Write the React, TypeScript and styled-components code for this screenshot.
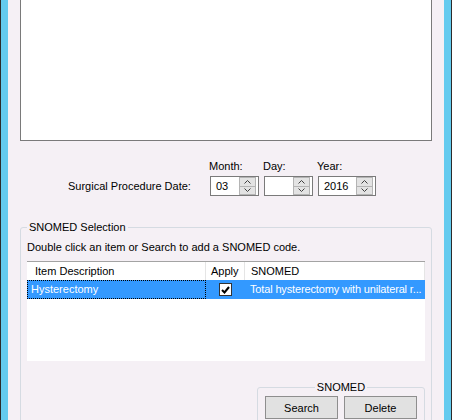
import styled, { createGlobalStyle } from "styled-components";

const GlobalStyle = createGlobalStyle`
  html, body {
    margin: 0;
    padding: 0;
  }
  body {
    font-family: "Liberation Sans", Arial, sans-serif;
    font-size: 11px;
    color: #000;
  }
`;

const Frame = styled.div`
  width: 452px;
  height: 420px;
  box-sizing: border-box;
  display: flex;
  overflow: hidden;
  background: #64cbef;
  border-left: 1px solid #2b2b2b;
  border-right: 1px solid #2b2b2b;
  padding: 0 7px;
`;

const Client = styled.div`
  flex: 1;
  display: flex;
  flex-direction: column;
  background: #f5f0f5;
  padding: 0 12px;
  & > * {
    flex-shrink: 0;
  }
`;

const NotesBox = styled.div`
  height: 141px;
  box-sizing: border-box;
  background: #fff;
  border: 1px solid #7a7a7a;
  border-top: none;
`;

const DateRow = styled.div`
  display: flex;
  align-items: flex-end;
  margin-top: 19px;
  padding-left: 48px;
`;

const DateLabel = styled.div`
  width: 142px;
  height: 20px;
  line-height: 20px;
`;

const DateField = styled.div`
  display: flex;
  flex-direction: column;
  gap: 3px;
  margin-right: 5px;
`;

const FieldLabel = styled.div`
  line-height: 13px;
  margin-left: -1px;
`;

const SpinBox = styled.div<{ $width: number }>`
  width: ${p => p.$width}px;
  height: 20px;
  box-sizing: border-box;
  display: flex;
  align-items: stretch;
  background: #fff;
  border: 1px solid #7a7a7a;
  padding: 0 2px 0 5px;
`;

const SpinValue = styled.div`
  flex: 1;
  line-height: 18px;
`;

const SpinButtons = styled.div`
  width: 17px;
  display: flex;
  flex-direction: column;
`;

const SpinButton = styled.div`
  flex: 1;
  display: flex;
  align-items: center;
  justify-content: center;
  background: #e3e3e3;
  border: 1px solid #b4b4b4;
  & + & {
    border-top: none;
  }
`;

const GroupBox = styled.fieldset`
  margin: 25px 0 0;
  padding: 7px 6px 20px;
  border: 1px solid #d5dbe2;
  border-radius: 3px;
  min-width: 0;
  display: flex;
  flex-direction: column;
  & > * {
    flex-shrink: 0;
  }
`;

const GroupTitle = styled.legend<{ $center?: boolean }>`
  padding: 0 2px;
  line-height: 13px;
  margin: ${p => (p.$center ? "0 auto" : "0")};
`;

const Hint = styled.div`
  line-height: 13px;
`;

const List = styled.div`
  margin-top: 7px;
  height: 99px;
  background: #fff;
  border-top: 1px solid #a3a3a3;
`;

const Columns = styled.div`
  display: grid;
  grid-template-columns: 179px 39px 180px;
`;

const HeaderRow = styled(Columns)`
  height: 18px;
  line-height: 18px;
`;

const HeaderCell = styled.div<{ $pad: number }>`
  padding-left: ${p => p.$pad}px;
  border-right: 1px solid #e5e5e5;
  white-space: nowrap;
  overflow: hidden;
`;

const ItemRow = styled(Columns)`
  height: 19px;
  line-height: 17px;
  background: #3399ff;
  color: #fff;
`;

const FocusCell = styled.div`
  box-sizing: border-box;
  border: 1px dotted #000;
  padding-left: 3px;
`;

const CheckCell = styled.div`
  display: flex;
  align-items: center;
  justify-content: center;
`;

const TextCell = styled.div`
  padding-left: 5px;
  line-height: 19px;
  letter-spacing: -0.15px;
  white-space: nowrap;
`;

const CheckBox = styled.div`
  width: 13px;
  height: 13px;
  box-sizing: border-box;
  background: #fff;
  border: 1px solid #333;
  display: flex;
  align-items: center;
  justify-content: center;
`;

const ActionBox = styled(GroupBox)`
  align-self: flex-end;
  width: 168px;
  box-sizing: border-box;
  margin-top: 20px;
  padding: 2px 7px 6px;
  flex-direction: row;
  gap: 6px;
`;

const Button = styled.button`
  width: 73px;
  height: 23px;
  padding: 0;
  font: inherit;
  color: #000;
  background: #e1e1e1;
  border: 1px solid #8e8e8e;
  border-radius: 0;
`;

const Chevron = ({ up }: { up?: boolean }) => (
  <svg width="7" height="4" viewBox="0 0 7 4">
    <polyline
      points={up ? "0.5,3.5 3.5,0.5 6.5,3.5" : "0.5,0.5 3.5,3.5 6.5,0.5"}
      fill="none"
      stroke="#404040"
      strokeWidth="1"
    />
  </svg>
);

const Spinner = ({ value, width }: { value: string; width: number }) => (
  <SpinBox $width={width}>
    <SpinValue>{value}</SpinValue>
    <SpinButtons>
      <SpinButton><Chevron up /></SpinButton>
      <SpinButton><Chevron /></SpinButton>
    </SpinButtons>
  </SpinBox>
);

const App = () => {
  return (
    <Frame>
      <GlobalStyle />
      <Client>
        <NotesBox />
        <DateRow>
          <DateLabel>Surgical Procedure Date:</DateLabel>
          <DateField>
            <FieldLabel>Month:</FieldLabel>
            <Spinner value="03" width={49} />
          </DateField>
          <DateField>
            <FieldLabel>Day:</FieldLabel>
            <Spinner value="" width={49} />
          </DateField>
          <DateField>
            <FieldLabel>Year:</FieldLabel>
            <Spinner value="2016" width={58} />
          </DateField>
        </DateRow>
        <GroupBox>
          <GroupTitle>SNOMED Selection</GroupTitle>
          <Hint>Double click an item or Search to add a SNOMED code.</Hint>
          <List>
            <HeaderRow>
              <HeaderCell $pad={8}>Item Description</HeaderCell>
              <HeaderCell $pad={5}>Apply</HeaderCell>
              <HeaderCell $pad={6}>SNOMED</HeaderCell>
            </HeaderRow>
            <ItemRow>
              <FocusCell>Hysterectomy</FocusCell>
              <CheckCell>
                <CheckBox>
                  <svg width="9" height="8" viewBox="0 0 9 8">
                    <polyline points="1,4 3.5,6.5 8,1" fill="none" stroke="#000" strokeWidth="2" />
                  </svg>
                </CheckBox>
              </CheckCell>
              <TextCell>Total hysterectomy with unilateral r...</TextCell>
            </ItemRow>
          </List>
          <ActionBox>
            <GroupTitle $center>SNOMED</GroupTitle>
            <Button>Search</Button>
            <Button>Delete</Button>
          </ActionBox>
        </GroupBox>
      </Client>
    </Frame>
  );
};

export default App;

» What this task involves
Only lines with the string "code" belong in your answer; copy each one.

» Result of the exercise
Write the React, TypeScript and styled-components code for this screenshot.
          <Hint>Double click an item or Search to add a SNOMED code.</Hint>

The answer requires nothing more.